=== INSTRUCTIONS FOR THE TASK ===
Select the lines that contain "React" and copy each of them.

=== DATASET SECTION ===
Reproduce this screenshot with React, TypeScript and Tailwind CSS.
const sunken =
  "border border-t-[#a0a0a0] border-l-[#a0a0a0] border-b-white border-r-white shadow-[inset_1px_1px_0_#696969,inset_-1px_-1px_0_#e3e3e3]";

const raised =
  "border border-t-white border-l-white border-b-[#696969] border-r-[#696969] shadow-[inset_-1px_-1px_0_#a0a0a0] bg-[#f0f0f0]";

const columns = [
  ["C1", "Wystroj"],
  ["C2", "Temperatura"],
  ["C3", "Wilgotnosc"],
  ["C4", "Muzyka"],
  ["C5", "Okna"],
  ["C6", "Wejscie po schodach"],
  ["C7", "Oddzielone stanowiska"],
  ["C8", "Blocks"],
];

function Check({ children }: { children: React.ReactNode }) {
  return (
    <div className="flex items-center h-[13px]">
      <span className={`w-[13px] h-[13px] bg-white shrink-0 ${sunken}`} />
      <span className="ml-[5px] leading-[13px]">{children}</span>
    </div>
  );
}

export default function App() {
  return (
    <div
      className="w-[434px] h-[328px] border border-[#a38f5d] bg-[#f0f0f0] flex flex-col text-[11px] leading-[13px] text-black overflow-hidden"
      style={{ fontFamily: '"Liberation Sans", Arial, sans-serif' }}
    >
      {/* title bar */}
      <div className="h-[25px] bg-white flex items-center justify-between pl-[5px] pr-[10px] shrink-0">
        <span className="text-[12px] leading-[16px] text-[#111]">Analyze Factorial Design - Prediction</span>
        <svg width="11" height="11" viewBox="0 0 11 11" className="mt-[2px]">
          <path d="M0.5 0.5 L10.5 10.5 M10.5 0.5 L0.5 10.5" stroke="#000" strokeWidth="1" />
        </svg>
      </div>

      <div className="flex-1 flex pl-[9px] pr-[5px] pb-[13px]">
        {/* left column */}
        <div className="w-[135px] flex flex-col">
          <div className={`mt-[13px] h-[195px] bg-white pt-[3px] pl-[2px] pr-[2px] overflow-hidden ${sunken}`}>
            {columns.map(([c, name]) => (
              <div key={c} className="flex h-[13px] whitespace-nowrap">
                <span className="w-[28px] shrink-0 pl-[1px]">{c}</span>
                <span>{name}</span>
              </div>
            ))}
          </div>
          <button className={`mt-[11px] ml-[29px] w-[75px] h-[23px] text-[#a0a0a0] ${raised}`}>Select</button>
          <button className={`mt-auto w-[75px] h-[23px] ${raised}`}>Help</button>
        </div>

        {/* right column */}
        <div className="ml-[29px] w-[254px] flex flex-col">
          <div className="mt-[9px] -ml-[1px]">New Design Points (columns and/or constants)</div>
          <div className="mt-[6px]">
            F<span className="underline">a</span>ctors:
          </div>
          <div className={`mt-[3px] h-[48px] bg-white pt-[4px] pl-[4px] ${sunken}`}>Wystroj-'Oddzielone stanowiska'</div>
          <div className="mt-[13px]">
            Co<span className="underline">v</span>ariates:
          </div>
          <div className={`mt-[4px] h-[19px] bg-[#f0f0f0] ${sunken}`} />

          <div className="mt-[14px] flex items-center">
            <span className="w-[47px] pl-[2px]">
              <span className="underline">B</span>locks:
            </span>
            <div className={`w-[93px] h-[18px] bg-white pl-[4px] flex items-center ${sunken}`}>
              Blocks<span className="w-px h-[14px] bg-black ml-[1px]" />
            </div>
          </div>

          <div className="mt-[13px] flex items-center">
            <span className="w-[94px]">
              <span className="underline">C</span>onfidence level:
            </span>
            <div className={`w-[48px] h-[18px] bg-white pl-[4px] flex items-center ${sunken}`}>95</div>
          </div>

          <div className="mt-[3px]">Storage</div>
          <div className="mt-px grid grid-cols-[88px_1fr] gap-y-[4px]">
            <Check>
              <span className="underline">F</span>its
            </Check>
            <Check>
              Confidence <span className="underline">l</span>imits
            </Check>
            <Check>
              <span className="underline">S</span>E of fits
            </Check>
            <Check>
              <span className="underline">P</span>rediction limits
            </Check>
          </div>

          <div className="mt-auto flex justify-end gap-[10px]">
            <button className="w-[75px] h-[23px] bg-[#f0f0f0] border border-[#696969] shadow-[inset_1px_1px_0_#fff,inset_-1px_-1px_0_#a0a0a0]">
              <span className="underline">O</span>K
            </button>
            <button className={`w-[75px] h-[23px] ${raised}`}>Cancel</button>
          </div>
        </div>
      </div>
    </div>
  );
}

=== CORRECT RESPONSE ===
Reproduce this screenshot with React, TypeScript and Tailwind CSS.
function Check({ children }: { children: React.ReactNode }) {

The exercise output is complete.